◆ Instruction ◆
Each line that follows is to be retyped exactly.

◆ Source data ◆
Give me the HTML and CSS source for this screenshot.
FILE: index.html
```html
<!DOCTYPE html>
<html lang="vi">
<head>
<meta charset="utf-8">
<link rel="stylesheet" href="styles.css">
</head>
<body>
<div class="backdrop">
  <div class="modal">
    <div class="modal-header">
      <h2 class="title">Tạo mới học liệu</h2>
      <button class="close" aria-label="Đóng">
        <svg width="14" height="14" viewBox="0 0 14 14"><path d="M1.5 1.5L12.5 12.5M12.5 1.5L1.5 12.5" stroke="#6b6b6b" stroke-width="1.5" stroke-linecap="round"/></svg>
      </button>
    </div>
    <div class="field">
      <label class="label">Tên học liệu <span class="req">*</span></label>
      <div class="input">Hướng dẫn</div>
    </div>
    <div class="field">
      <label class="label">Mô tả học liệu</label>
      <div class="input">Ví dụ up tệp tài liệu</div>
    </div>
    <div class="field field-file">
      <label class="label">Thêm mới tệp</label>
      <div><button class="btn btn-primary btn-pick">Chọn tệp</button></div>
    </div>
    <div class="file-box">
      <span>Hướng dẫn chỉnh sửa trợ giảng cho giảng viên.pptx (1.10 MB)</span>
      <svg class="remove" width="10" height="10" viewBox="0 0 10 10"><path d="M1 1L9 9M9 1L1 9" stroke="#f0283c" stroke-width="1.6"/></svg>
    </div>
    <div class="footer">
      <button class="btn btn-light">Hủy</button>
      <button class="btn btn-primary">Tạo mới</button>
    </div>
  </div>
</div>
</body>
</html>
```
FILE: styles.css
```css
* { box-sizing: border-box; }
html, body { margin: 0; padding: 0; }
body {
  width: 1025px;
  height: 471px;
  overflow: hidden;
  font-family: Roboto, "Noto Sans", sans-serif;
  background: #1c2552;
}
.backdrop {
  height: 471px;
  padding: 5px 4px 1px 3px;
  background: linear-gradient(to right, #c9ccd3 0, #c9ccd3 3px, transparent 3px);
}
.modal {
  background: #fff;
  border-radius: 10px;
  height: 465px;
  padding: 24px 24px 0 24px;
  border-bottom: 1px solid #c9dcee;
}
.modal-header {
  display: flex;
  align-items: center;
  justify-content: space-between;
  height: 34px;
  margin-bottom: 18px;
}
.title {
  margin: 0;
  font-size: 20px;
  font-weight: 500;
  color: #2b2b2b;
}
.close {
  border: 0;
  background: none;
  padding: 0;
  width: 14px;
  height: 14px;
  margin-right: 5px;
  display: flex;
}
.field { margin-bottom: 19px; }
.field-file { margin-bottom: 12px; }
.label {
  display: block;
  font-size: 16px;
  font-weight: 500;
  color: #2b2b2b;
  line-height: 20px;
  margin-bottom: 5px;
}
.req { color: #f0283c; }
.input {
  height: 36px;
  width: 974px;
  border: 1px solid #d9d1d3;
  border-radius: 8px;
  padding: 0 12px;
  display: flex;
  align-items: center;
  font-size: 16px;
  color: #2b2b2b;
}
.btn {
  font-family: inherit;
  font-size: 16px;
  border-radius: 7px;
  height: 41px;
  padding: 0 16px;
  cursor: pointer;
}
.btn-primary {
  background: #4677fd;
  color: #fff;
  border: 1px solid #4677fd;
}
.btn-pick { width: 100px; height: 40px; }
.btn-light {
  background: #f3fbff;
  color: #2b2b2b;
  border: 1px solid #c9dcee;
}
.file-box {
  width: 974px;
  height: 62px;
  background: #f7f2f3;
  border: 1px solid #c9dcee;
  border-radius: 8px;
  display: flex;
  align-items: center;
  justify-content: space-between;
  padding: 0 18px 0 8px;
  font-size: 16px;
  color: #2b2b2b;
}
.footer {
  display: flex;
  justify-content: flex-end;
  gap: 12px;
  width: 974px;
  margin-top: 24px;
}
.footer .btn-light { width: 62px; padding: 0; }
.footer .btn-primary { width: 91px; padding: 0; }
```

◆ Task result ◆
Give me the HTML and CSS source for this screenshot.
FILE: index.html
```html
<!DOCTYPE html>
<html lang="vi">
<head>
<meta charset="utf-8">
<link rel="stylesheet" href="styles.css">
</head>
<body>
<div class="backdrop">
  <div class="modal">
    <div class="modal-header">
      <h2 class="title">Tạo mới học liệu</h2>
      <button class="close" aria-label="Đóng">
        <svg width="14" height="14" viewBox="0 0 14 14"><path d="M1.5 1.5L12.5 12.5M12.5 1.5L1.5 12.5" stroke="#6b6b6b" stroke-width="1.5" stroke-linecap="round"/></svg>
      </button>
    </div>
    <div class="field">
      <label class="label">Tên học liệu <span class="req">*</span></label>
      <div class="input">Hướng dẫn</div>
    </div>
    <div class="field">
      <label class="label">Mô tả học liệu</label>
      <div class="input">Ví dụ up tệp tài liệu</div>
    </div>
    <div class="field field-file">
      <label class="label">Thêm mới tệp</label>
      <div><button class="btn btn-primary btn-pick">Chọn tệp</button></div>
    </div>
    <div class="file-box">
      <span>Hướng dẫn chỉnh sửa trợ giảng cho giảng viên.pptx (1.10 MB)</span>
      <svg class="remove" width="10" height="10" viewBox="0 0 10 10"><path d="M1 1L9 9M9 1L1 9" stroke="#f0283c" stroke-width="1.6"/></svg>
    </div>
    <div class="footer">
      <button class="btn btn-light">Hủy</button>
      <button class="btn btn-primary">Tạo mới</button>
    </div>
  </div>
</div>
</body>
</html>
```
FILE: styles.css
```css
* { box-sizing: border-box; }
html, body { margin: 0; padding: 0; }
body {
  width: 1025px;
  height: 471px;
  overflow: hidden;
  font-family: Roboto, "Noto Sans", sans-serif;
  background: #1c2552;
}
.backdrop {
  height: 471px;
  padding: 5px 4px 1px 3px;
  background: linear-gradient(to right, #c9ccd3 0, #c9ccd3 3px, transparent 3px);
}
.modal {
  background: #fff;
  border-radius: 10px;
  height: 465px;
  padding: 24px 24px 0 24px;
  border-bottom: 1px solid #c9dcee;
}
.modal-header {
  display: flex;
  align-items: center;
  justify-content: space-between;
  height: 34px;
  margin-bottom: 18px;
}
.title {
  margin: 0;
  font-size: 20px;
  font-weight: 500;
  color: #2b2b2b;
}
.close {
  border: 0;
  background: none;
  padding: 0;
  width: 14px;
  height: 14px;
  margin-right: 5px;
  display: flex;
}
.field { margin-bottom: 19px; }
.field-file { margin-bottom: 12px; }
.label {
  display: block;
  font-size: 16px;
  font-weight: 500;
  color: #2b2b2b;
  line-height: 20px;
  margin-bottom: 5px;
}
.req { color: #f0283c; }
.input {
  height: 36px;
  width: 974px;
  border: 1px solid #d9d1d3;
  border-radius: 8px;
  padding: 0 12px;
  display: flex;
  align-items: center;
  font-size: 16px;
  color: #2b2b2b;
}
.btn {
  font-family: inherit;
  font-size: 16px;
  border-radius: 7px;
  height: 41px;
  padding: 0 16px;
  cursor: pointer;
}
.btn-primary {
  background: #4677fd;
  color: #fff;
  border: 1px solid #4677fd;
}
.btn-pick { width: 100px; height: 40px; }
.btn-light {
  background: #f3fbff;
  color: #2b2b2b;
  border: 1px solid #c9dcee;
}
.file-box {
  width: 974px;
  height: 62px;
  background: #f7f2f3;
  border: 1px solid #c9dcee;
  border-radius: 8px;
  display: flex;
  align-items: center;
  justify-content: space-between;
  padding: 0 18px 0 8px;
  font-size: 16px;
  color: #2b2b2b;
}
.footer {
  display: flex;
  justify-content: flex-end;
  gap: 12px;
  width: 974px;
  margin-top: 24px;
}
.footer .btn-light { width: 62px; padding: 0; }
.footer .btn-primary { width: 91px; padding: 0; }
```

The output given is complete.